- Aim: Go through the data below and copy it exactly, skipping every picture.

----

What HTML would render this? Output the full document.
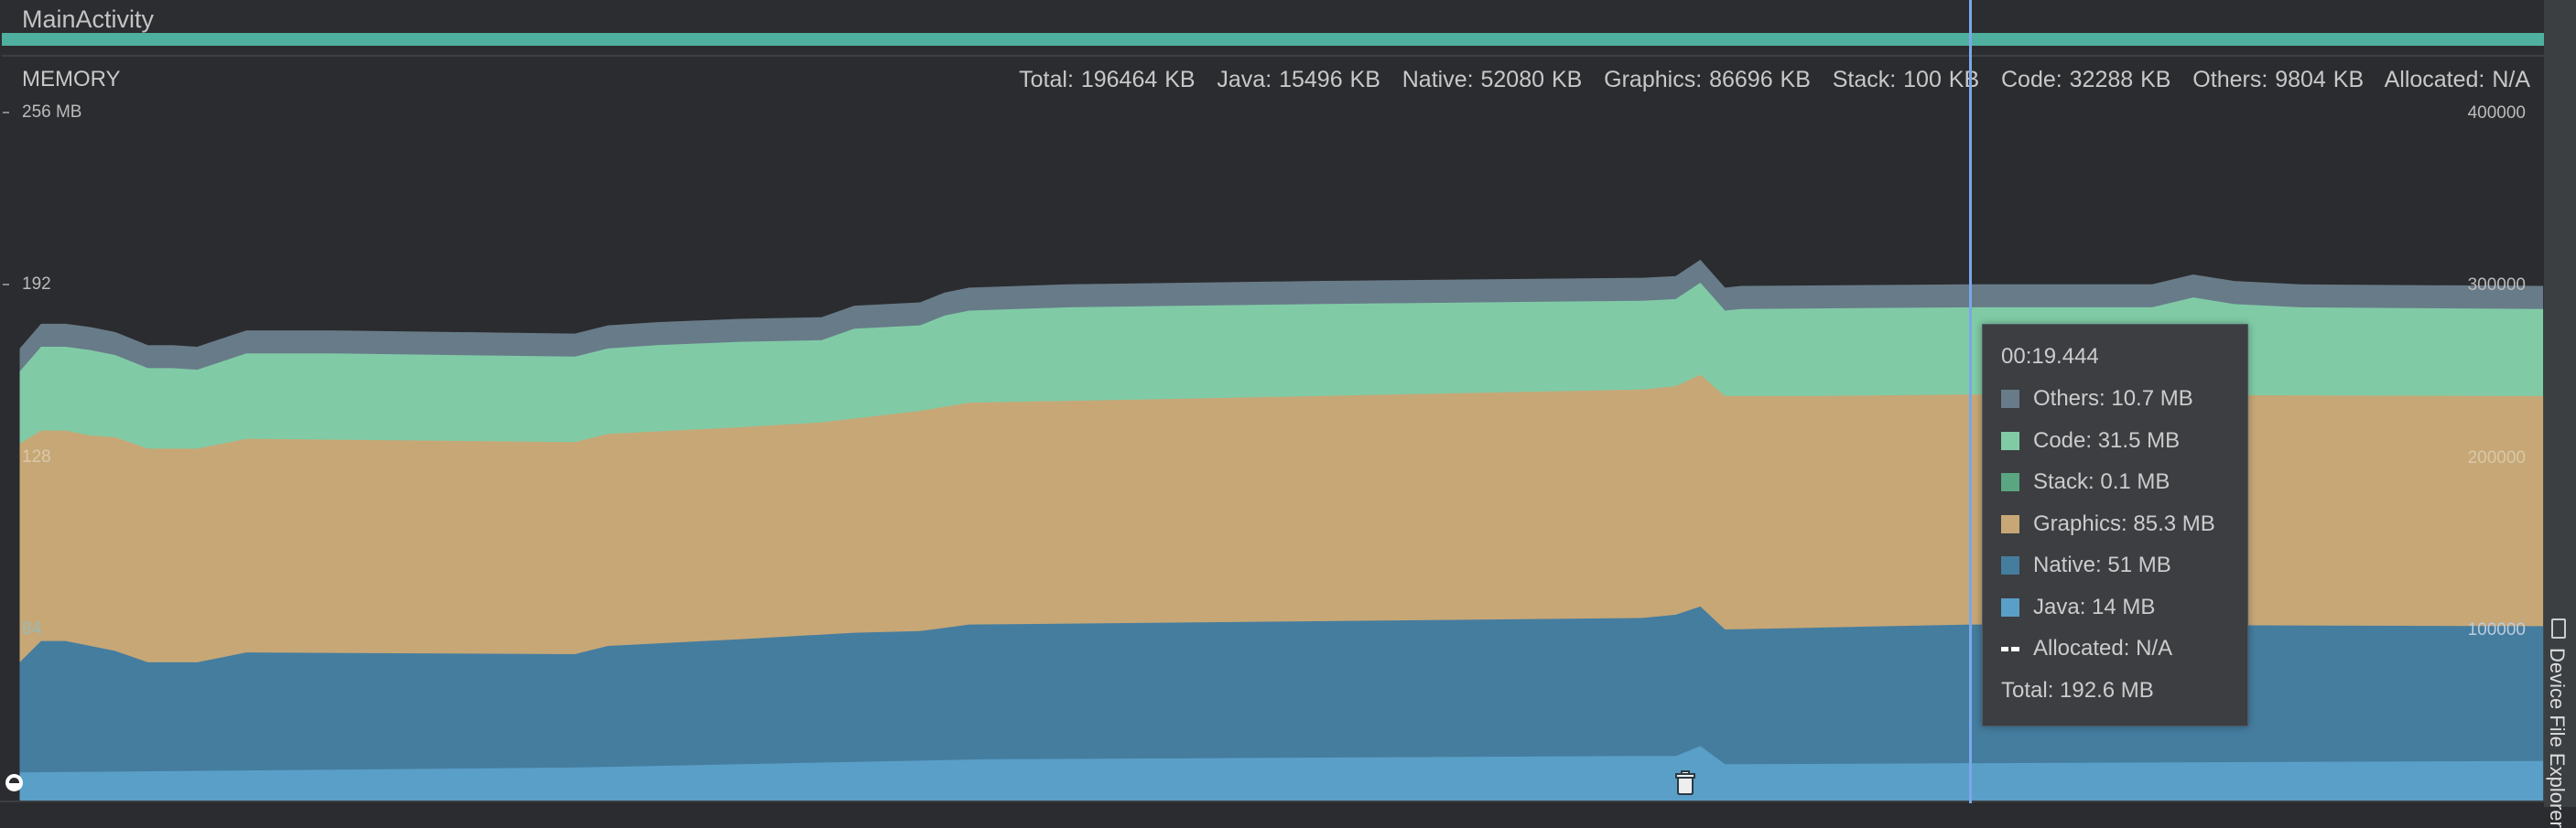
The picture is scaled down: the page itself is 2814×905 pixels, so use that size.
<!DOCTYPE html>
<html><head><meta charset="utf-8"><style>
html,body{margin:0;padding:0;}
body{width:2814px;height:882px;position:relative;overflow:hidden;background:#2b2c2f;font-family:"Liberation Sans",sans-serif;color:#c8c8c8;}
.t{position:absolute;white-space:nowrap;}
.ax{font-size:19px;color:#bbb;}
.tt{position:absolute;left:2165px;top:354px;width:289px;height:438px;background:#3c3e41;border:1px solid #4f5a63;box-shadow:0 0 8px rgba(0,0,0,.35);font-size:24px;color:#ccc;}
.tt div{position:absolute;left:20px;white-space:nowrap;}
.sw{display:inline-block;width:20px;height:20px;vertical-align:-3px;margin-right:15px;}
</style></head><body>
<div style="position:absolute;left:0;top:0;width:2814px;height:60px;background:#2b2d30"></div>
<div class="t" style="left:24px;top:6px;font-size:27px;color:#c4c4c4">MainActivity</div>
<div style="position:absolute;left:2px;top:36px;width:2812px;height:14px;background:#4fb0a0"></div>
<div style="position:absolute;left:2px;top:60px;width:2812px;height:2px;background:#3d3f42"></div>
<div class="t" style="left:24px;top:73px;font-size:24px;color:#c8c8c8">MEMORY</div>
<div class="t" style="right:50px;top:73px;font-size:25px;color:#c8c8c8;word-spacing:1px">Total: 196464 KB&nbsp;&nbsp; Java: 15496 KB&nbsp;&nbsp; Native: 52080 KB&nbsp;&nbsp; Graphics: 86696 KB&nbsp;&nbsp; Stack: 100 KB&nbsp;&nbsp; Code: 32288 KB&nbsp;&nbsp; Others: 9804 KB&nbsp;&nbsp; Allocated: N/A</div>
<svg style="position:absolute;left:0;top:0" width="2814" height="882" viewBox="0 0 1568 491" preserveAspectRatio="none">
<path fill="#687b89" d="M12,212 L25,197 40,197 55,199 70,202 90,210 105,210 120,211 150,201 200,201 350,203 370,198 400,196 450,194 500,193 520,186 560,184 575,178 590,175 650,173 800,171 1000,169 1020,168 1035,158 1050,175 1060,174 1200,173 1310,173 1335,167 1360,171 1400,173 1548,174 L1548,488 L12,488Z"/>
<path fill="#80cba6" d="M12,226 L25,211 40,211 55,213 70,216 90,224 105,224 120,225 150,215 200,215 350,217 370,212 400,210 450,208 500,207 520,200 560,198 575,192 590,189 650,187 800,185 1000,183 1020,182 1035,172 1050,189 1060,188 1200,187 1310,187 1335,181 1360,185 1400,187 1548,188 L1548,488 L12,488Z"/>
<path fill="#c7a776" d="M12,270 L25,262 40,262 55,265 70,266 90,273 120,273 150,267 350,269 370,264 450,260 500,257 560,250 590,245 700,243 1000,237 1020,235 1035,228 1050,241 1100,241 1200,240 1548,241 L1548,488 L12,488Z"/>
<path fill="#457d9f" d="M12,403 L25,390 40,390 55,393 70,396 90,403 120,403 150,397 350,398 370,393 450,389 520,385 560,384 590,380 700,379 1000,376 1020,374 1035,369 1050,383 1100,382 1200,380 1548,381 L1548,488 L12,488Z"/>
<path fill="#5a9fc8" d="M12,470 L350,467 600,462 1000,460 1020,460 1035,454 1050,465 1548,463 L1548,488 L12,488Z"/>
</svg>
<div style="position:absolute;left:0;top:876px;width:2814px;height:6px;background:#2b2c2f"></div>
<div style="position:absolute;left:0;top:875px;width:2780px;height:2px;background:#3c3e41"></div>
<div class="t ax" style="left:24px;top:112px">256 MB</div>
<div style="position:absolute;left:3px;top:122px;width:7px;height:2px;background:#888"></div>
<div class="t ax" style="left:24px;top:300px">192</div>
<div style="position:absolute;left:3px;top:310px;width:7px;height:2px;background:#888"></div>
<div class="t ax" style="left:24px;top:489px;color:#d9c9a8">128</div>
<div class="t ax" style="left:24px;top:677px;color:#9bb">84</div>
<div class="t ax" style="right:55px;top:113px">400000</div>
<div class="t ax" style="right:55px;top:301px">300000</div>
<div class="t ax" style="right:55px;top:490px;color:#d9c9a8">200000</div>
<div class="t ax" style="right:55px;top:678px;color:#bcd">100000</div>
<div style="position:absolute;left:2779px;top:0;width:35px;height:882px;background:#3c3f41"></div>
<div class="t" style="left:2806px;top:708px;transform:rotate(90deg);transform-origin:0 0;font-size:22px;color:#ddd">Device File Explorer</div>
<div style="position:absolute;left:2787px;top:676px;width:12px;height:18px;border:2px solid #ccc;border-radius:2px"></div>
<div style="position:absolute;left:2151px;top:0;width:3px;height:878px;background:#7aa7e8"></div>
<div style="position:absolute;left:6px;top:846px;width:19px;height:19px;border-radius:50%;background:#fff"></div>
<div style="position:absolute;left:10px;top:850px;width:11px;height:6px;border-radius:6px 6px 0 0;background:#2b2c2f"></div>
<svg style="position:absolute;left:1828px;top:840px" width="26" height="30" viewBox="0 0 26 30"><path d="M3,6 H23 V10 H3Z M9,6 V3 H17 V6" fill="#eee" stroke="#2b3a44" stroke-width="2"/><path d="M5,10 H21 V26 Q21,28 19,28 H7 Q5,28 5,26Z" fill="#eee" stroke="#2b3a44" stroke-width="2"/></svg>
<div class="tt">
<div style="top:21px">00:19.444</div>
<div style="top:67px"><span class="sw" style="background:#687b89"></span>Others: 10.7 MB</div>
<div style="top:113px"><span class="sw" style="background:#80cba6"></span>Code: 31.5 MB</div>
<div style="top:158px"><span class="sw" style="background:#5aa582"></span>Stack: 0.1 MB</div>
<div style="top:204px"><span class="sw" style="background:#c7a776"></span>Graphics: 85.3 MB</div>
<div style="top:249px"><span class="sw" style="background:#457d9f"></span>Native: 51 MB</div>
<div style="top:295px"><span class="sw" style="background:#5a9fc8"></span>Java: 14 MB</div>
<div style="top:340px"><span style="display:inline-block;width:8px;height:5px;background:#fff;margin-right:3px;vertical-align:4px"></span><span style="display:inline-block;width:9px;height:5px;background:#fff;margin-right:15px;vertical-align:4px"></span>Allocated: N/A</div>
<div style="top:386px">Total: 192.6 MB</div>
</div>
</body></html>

----

- Written response:
What HTML would render this? Output the full document.
The picture is scaled down: the page itself is 2814×905 pixels, so use that size.
<!DOCTYPE html>
<html><head><meta charset="utf-8"><style>
html,body{margin:0;padding:0;}
body{width:2814px;height:882px;position:relative;overflow:hidden;background:#2b2c2f;font-family:"Liberation Sans",sans-serif;color:#c8c8c8;}
.t{position:absolute;white-space:nowrap;}
.ax{font-size:19px;color:#bbb;}
.tt{position:absolute;left:2165px;top:354px;width:289px;height:438px;background:#3c3e41;border:1px solid #4f5a63;box-shadow:0 0 8px rgba(0,0,0,.35);font-size:24px;color:#ccc;}
.tt div{position:absolute;left:20px;white-space:nowrap;}
.sw{display:inline-block;width:20px;height:20px;vertical-align:-3px;margin-right:15px;}
</style></head><body>
<div style="position:absolute;left:0;top:0;width:2814px;height:60px;background:#2b2d30"></div>
<div class="t" style="left:24px;top:6px;font-size:27px;color:#c4c4c4">MainActivity</div>
<div style="position:absolute;left:2px;top:36px;width:2812px;height:14px;background:#4fb0a0"></div>
<div style="position:absolute;left:2px;top:60px;width:2812px;height:2px;background:#3d3f42"></div>
<div class="t" style="left:24px;top:73px;font-size:24px;color:#c8c8c8">MEMORY</div>
<div class="t" style="right:50px;top:73px;font-size:25px;color:#c8c8c8;word-spacing:1px">Total: 196464 KB&nbsp;&nbsp; Java: 15496 KB&nbsp;&nbsp; Native: 52080 KB&nbsp;&nbsp; Graphics: 86696 KB&nbsp;&nbsp; Stack: 100 KB&nbsp;&nbsp; Code: 32288 KB&nbsp;&nbsp; Others: 9804 KB&nbsp;&nbsp; Allocated: N/A</div>
<svg style="position:absolute;left:0;top:0" width="2814" height="882" viewBox="0 0 1568 491" preserveAspectRatio="none">
<path fill="#687b89" d="M12,212 L25,197 40,197 55,199 70,202 90,210 105,210 120,211 150,201 200,201 350,203 370,198 400,196 450,194 500,193 520,186 560,184 575,178 590,175 650,173 800,171 1000,169 1020,168 1035,158 1050,175 1060,174 1200,173 1310,173 1335,167 1360,171 1400,173 1548,174 L1548,488 L12,488Z"/>
<path fill="#80cba6" d="M12,226 L25,211 40,211 55,213 70,216 90,224 105,224 120,225 150,215 200,215 350,217 370,212 400,210 450,208 500,207 520,200 560,198 575,192 590,189 650,187 800,185 1000,183 1020,182 1035,172 1050,189 1060,188 1200,187 1310,187 1335,181 1360,185 1400,187 1548,188 L1548,488 L12,488Z"/>
<path fill="#c7a776" d="M12,270 L25,262 40,262 55,265 70,266 90,273 120,273 150,267 350,269 370,264 450,260 500,257 560,250 590,245 700,243 1000,237 1020,235 1035,228 1050,241 1100,241 1200,240 1548,241 L1548,488 L12,488Z"/>
<path fill="#457d9f" d="M12,403 L25,390 40,390 55,393 70,396 90,403 120,403 150,397 350,398 370,393 450,389 520,385 560,384 590,380 700,379 1000,376 1020,374 1035,369 1050,383 1100,382 1200,380 1548,381 L1548,488 L12,488Z"/>
<path fill="#5a9fc8" d="M12,470 L350,467 600,462 1000,460 1020,460 1035,454 1050,465 1548,463 L1548,488 L12,488Z"/>
</svg>
<div style="position:absolute;left:0;top:876px;width:2814px;height:6px;background:#2b2c2f"></div>
<div style="position:absolute;left:0;top:875px;width:2780px;height:2px;background:#3c3e41"></div>
<div class="t ax" style="left:24px;top:112px">256 MB</div>
<div style="position:absolute;left:3px;top:122px;width:7px;height:2px;background:#888"></div>
<div class="t ax" style="left:24px;top:300px">192</div>
<div style="position:absolute;left:3px;top:310px;width:7px;height:2px;background:#888"></div>
<div class="t ax" style="left:24px;top:489px;color:#d9c9a8">128</div>
<div class="t ax" style="left:24px;top:677px;color:#9bb">84</div>
<div class="t ax" style="right:55px;top:113px">400000</div>
<div class="t ax" style="right:55px;top:301px">300000</div>
<div class="t ax" style="right:55px;top:490px;color:#d9c9a8">200000</div>
<div class="t ax" style="right:55px;top:678px;color:#bcd">100000</div>
<div style="position:absolute;left:2779px;top:0;width:35px;height:882px;background:#3c3f41"></div>
<div class="t" style="left:2806px;top:708px;transform:rotate(90deg);transform-origin:0 0;font-size:22px;color:#ddd">Device File Explorer</div>
<div style="position:absolute;left:2787px;top:676px;width:12px;height:18px;border:2px solid #ccc;border-radius:2px"></div>
<div style="position:absolute;left:2151px;top:0;width:3px;height:878px;background:#7aa7e8"></div>
<div style="position:absolute;left:6px;top:846px;width:19px;height:19px;border-radius:50%;background:#fff"></div>
<div style="position:absolute;left:10px;top:850px;width:11px;height:6px;border-radius:6px 6px 0 0;background:#2b2c2f"></div>
<svg style="position:absolute;left:1828px;top:840px" width="26" height="30" viewBox="0 0 26 30"><path d="M3,6 H23 V10 H3Z M9,6 V3 H17 V6" fill="#eee" stroke="#2b3a44" stroke-width="2"/><path d="M5,10 H21 V26 Q21,28 19,28 H7 Q5,28 5,26Z" fill="#eee" stroke="#2b3a44" stroke-width="2"/></svg>
<div class="tt">
<div style="top:21px">00:19.444</div>
<div style="top:67px"><span class="sw" style="background:#687b89"></span>Others: 10.7 MB</div>
<div style="top:113px"><span class="sw" style="background:#80cba6"></span>Code: 31.5 MB</div>
<div style="top:158px"><span class="sw" style="background:#5aa582"></span>Stack: 0.1 MB</div>
<div style="top:204px"><span class="sw" style="background:#c7a776"></span>Graphics: 85.3 MB</div>
<div style="top:249px"><span class="sw" style="background:#457d9f"></span>Native: 51 MB</div>
<div style="top:295px"><span class="sw" style="background:#5a9fc8"></span>Java: 14 MB</div>
<div style="top:340px"><span style="display:inline-block;width:8px;height:5px;background:#fff;margin-right:3px;vertical-align:4px"></span><span style="display:inline-block;width:9px;height:5px;background:#fff;margin-right:15px;vertical-align:4px"></span>Allocated: N/A</div>
<div style="top:386px">Total: 192.6 MB</div>
</div>
</body></html>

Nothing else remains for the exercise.